OBJECTIVE >> Each line that includes "screenshot" counts once; give the total and nothing besides.

EXTRACTED RECORDS >>
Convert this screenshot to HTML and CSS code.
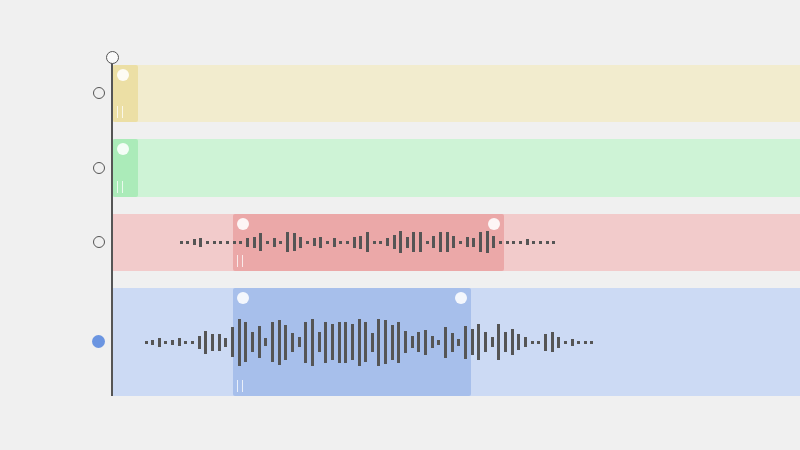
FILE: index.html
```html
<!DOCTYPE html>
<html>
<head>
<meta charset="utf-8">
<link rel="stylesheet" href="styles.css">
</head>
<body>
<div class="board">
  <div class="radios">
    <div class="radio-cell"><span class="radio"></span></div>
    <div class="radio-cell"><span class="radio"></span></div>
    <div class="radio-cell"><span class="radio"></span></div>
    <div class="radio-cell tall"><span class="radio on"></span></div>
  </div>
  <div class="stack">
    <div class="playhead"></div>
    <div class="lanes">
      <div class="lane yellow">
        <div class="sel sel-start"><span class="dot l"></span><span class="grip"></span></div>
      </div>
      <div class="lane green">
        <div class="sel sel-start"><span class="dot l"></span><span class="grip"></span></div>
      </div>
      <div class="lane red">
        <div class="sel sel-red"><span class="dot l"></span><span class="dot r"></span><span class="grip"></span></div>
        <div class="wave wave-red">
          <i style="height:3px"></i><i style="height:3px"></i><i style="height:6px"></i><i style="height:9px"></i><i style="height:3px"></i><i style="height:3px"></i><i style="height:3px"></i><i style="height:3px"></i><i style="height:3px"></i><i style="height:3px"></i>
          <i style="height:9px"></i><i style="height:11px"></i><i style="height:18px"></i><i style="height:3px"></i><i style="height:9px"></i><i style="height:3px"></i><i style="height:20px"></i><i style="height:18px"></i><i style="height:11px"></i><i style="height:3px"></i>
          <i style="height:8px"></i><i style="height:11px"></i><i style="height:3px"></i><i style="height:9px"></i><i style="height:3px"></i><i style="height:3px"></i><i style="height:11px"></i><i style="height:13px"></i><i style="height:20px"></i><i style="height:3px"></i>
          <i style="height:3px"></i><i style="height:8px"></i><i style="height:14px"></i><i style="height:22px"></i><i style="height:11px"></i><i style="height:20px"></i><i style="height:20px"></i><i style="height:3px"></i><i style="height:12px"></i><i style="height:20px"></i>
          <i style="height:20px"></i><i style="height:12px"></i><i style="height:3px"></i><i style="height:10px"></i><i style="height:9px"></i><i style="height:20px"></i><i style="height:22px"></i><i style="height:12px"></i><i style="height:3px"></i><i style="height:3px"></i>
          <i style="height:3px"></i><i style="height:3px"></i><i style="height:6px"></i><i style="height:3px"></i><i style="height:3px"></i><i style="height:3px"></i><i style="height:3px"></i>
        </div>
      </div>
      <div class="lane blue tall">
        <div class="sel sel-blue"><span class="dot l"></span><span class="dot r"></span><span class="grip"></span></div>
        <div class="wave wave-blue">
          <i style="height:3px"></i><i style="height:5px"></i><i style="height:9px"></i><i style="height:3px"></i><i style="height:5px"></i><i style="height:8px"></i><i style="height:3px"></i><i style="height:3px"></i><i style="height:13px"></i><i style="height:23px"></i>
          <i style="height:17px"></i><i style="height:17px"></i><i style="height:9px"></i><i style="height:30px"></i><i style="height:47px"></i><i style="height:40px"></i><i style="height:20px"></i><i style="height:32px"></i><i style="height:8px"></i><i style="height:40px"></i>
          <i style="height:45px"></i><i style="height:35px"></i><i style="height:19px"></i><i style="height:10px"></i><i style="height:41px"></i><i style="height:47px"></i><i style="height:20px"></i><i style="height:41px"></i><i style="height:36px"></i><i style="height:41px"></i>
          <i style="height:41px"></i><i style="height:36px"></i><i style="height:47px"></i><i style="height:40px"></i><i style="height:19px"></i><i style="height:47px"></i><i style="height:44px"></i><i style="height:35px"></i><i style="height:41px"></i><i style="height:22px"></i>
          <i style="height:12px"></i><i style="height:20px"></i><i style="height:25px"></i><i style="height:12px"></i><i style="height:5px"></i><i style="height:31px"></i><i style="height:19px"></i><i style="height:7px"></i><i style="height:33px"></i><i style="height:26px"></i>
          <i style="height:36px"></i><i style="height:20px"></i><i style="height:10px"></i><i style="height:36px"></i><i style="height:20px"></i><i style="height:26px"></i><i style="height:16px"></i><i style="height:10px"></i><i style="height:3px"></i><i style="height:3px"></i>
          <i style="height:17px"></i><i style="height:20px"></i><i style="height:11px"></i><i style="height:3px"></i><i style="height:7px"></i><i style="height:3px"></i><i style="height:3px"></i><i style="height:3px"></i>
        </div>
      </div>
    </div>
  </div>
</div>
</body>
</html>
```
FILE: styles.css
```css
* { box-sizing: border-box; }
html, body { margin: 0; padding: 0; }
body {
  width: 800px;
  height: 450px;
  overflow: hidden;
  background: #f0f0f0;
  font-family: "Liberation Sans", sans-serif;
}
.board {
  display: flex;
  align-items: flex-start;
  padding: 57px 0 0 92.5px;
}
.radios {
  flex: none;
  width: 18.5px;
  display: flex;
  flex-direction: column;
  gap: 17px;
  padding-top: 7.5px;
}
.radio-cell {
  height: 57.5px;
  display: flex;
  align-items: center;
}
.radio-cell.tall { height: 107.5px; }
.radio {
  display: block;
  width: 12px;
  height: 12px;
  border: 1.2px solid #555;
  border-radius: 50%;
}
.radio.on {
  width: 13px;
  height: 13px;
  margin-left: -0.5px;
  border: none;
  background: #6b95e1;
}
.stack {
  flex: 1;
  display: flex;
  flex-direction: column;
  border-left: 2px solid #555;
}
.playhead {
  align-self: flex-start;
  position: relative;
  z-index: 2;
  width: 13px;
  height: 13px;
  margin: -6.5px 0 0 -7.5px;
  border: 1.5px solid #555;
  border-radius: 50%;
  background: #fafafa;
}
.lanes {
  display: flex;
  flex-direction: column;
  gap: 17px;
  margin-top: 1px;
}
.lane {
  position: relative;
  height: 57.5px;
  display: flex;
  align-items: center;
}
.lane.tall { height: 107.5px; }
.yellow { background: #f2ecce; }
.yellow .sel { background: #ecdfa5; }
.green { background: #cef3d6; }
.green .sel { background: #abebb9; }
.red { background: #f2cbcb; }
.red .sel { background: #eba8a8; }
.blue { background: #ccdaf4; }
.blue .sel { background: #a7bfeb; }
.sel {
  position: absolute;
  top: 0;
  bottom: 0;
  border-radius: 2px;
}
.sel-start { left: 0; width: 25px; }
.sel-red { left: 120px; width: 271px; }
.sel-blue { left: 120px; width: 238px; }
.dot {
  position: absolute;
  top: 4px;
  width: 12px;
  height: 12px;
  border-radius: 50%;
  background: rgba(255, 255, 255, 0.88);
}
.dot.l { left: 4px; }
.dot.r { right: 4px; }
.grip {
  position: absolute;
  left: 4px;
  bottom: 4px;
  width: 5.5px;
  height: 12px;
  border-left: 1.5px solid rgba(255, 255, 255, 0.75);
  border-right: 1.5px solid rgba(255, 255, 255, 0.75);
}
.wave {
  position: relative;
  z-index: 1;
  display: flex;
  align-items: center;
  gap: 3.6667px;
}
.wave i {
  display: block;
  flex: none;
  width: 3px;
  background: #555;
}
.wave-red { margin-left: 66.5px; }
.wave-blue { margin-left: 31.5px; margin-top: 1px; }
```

...

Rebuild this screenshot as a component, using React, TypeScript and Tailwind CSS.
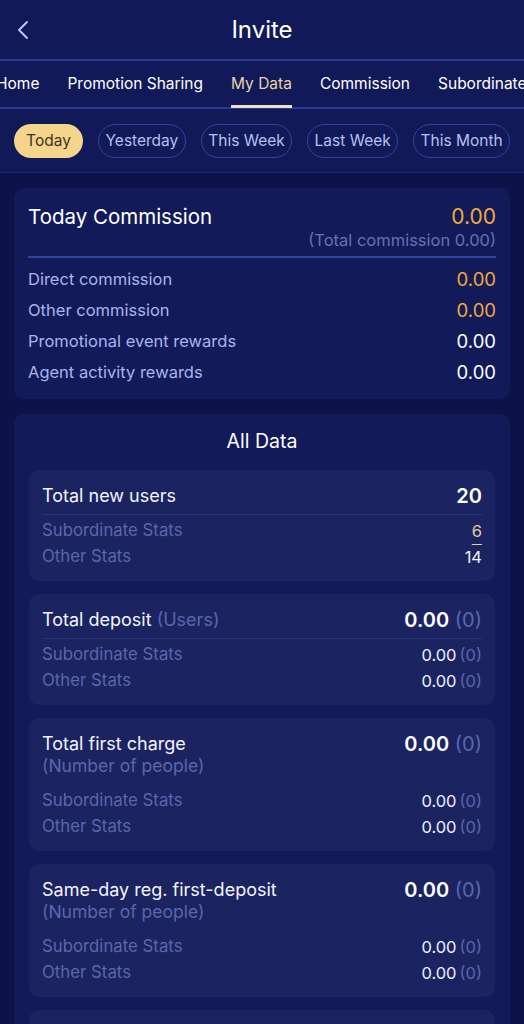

TASK ANSWER >> 2